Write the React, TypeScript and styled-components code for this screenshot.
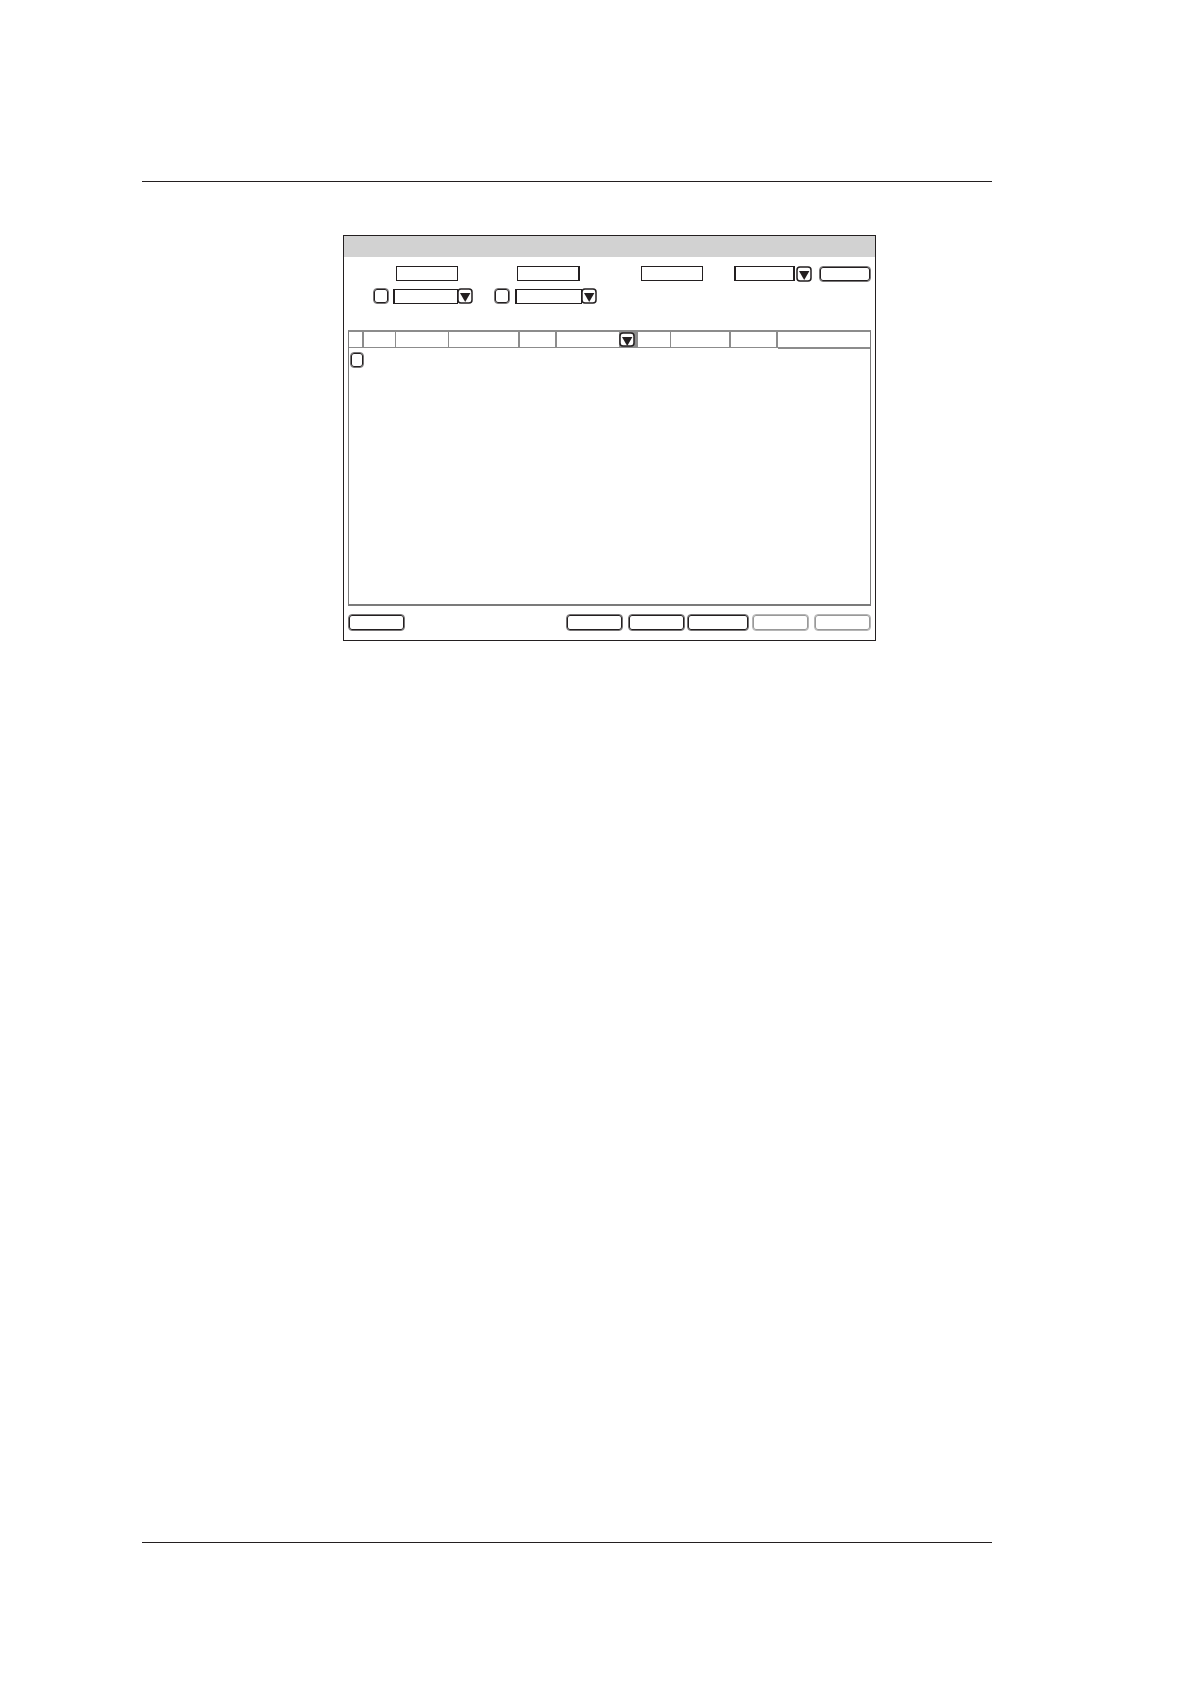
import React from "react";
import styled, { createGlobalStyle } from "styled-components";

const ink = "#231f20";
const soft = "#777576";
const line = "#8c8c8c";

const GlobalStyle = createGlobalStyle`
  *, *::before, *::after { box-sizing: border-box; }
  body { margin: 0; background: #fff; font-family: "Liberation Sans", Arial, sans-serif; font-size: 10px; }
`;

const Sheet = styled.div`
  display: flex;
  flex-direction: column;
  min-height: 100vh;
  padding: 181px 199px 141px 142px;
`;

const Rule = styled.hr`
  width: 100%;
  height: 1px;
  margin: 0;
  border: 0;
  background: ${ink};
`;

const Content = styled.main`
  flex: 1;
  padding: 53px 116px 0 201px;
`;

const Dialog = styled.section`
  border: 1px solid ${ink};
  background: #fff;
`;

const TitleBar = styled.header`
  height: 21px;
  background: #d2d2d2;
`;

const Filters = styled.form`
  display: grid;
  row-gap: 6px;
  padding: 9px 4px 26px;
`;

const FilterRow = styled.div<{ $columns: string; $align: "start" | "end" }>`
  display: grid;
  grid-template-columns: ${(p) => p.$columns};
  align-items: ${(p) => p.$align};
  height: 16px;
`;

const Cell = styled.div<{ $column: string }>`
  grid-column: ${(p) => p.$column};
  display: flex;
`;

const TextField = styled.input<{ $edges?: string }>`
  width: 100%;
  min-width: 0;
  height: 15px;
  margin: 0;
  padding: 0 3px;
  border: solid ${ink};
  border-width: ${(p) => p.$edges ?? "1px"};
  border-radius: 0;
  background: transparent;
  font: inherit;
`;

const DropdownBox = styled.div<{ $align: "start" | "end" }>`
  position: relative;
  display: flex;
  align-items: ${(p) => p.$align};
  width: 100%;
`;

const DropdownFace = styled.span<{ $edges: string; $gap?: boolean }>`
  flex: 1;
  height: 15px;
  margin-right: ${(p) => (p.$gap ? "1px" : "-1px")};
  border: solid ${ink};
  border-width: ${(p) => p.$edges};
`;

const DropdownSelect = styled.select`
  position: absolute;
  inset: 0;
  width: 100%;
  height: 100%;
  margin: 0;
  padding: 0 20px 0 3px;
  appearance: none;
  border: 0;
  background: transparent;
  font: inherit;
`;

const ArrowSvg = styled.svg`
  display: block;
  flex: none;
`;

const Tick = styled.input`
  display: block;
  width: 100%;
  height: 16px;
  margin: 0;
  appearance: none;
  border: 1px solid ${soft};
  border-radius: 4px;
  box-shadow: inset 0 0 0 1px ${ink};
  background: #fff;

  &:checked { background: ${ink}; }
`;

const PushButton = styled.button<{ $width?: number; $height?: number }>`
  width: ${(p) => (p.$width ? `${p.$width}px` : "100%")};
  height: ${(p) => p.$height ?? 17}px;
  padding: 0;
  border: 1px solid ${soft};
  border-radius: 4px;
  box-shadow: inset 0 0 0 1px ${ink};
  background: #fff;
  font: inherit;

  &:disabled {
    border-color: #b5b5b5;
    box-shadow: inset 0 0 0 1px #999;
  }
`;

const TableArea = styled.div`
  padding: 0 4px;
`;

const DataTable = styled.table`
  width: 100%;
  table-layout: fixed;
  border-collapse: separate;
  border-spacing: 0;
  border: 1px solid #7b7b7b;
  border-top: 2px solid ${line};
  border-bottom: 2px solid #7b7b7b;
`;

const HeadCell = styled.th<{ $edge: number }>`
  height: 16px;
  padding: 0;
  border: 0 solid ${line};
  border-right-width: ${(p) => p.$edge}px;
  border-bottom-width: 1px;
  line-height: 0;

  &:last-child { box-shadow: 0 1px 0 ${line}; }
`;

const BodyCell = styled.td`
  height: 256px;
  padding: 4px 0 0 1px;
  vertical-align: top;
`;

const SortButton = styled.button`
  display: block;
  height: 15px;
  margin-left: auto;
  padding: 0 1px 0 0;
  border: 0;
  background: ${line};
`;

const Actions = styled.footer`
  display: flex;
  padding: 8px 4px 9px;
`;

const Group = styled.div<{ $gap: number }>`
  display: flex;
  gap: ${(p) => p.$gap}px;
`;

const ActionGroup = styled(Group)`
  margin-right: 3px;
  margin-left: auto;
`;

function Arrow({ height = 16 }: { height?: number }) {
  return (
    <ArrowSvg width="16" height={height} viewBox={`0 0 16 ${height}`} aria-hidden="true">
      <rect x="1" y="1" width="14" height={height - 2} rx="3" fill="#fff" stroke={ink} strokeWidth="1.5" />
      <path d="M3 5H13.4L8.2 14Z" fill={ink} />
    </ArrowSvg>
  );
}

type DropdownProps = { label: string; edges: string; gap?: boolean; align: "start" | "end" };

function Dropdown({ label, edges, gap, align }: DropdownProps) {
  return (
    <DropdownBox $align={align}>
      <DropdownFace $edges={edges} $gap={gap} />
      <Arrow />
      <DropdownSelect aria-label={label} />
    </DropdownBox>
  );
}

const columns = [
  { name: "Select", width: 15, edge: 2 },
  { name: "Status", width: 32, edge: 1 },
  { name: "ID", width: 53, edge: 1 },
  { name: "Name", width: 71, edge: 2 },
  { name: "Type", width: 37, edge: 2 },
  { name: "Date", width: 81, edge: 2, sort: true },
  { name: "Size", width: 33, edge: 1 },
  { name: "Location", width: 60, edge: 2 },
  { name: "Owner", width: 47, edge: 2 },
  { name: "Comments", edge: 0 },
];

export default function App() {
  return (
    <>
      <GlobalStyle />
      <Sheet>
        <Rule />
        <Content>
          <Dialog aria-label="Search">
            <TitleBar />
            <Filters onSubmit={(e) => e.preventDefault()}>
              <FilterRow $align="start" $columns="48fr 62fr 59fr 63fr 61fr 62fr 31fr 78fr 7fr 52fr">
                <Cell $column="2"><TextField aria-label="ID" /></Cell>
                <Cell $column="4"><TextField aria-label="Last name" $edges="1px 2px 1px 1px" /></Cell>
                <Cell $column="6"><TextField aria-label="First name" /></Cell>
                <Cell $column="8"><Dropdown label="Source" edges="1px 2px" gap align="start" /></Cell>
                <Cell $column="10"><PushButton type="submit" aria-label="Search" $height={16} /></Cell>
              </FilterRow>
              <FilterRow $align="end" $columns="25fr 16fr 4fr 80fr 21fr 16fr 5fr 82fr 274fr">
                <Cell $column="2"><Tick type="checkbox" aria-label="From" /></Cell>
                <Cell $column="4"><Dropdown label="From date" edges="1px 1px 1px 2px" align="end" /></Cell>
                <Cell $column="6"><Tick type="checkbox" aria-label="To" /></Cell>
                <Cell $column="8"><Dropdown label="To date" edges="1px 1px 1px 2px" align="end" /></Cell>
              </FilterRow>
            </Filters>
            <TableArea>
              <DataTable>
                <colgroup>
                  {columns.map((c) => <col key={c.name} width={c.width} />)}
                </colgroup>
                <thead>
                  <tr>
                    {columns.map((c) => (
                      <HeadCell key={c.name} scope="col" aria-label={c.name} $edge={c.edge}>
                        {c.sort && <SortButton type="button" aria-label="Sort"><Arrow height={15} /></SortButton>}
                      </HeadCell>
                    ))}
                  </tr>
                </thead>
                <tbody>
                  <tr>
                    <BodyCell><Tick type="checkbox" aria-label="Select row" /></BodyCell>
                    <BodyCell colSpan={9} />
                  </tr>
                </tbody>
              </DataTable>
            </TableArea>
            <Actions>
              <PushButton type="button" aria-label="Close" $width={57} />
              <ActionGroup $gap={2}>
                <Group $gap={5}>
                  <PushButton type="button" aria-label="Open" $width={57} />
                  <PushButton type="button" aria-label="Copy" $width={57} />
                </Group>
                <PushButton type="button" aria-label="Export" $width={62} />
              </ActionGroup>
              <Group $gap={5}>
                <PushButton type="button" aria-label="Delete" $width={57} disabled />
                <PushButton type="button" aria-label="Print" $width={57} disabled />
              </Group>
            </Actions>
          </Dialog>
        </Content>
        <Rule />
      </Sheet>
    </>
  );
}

> [Description of the task]: Give the count of lines in the data above that hold the string "React", with no additional words.

> [Correct answer]: 2